7,610,460 GDRs representing in aggregate 45,662,763 equity shares of Rs. 1/- each.

2. FCCBs:

(a) Zero Coupon FCCB due 2019 aggregating to USD 201.235 Million. FCCBs are convertible into equity shares at the option of the bond holders at a price of Rs. 60/- per share and fixed rate of exchange is Rs. 48.00.

The outstanding but matured FCCBs if converted into equity shares will increase the equity capital by approx 160,988,002 equity shares and post conversion capital of the Company would reach approx 433,035,990 equity shares of Rs. 1 each.

3. Debentures:

(a) 12.00% Secured Redeemable Non-Convertible Debentures due 2015 of Rs. 300 Crores.

J. PLANT LOCATION

1. ECP Road, Village Karakhadi – 391 450, Tal. Padra, Dist. Baroda, Gujarat.
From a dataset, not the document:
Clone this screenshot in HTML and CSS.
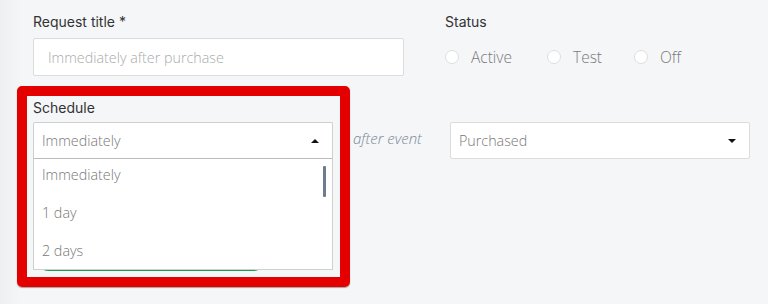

2. Village Masar, Jambusar Road, Tal. Padra, Dist. Vadodara, Gujarat

3. Sandyanalla, Sholur Gram Panchayat, Ottacamund, Dist. The Nilgiries, Tamilnadu

K. ADDRESS FOR CORRESPONDENCE

Shareholders can correspond at the Registered Office of the Company at Mumbai and / or Registrar &Transfer Agent (RTA) - Link Intime India Pvt. Ltd., Unit: Sterling Biotech Limited, C-13, Pannalal Silk Mills Compound, L.B.S. Marg, Bhandup (W), Mumbai - 400 078.

Ph.: 022-2594 6970 Fax: 022-2594 6969, Email: rnt.helpdesk@linkintime.co.in .

Investor complaints may be addressed to: investorscomplain@stergel.com .

Whistle Blower Policy

Sterling Biotech believes in the conduct of the affairs of its constituents in a fair and transparent manner by adopting highest standards of professionalism, honesty, integrity and ethical behavior. In order to inculcate accountability and transparency in its business conduct, the Company has been constantly reviewing its existing systems and procedures. Your Company has approved a whistle blower policy which will enable all employees, directors and other stakeholders to raise their genuine concerns internally in a responsible and effective manner if and when they discover information which they believe shows serious malpractice or irregularity within the Company and/or to report to the management instances of unethical behavior, actual or suspected, fraud or violation of Company's code of conduct or ethics policy.